:: Aim of the exercise ::
Below is a listing. Gather each line of it that contains "components".

+ + + + + + +

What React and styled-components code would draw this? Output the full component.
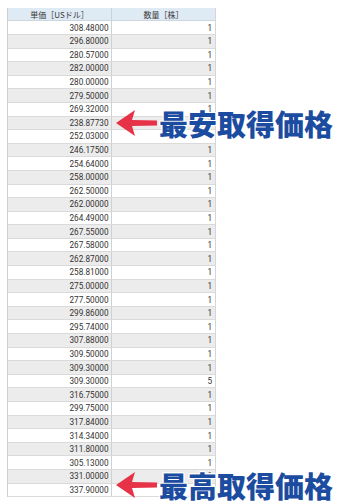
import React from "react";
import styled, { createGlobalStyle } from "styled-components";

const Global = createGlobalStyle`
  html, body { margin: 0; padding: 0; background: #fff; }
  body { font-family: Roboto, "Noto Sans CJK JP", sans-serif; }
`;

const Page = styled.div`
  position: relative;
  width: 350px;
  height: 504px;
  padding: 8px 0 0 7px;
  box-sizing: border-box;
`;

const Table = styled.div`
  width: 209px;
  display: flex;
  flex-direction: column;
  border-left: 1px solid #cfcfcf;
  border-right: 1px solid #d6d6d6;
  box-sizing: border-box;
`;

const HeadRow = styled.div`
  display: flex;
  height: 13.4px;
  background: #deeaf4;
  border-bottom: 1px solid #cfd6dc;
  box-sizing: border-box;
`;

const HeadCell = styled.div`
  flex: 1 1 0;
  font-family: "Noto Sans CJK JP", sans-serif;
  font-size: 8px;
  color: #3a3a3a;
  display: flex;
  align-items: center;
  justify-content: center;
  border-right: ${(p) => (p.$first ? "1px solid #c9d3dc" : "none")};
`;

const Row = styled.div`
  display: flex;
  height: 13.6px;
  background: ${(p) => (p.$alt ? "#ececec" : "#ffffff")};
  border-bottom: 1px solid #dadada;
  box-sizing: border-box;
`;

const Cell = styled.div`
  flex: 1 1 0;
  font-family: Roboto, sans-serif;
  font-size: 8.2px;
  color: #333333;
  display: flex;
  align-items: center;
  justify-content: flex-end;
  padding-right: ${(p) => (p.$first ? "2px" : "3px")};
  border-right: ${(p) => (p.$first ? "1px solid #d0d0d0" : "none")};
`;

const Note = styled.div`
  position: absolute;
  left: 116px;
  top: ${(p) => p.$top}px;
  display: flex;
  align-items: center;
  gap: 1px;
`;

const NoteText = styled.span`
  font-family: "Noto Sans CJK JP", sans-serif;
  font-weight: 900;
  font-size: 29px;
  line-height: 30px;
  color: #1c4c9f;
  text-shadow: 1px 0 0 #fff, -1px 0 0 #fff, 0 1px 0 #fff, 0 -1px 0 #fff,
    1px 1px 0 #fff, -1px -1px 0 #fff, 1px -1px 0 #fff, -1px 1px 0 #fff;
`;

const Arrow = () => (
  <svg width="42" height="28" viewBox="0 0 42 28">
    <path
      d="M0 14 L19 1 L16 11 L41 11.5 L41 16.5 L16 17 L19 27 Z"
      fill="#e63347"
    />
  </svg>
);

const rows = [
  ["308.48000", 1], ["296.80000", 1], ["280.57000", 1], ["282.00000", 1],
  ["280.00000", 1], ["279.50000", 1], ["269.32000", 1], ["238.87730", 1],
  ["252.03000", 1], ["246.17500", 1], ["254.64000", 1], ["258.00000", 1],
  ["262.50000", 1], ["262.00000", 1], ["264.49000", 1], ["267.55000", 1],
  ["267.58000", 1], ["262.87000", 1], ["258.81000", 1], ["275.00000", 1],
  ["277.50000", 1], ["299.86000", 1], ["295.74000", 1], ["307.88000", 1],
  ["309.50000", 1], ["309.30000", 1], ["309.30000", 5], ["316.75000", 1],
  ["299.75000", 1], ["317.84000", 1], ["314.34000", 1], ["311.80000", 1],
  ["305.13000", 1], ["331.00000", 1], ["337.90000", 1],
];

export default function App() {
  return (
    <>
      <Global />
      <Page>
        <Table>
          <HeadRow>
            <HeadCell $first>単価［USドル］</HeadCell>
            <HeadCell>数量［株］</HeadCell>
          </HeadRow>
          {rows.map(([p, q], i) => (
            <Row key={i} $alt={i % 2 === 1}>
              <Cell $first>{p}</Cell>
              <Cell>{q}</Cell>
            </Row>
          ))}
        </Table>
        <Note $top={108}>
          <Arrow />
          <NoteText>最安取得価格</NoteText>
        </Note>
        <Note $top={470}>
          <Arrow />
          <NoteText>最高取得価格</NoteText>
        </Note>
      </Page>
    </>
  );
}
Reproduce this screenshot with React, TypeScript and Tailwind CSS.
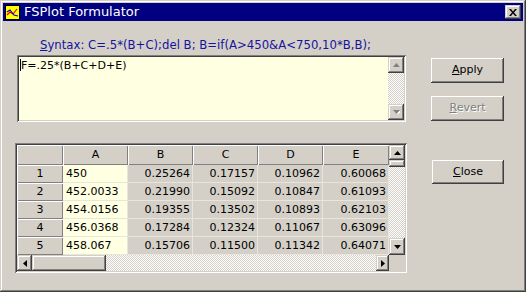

+ + + + + + +

:: Result of this exercise ::
What React and styled-components code would draw this? Output the full component.
import styled, { createGlobalStyle } from "styled-components";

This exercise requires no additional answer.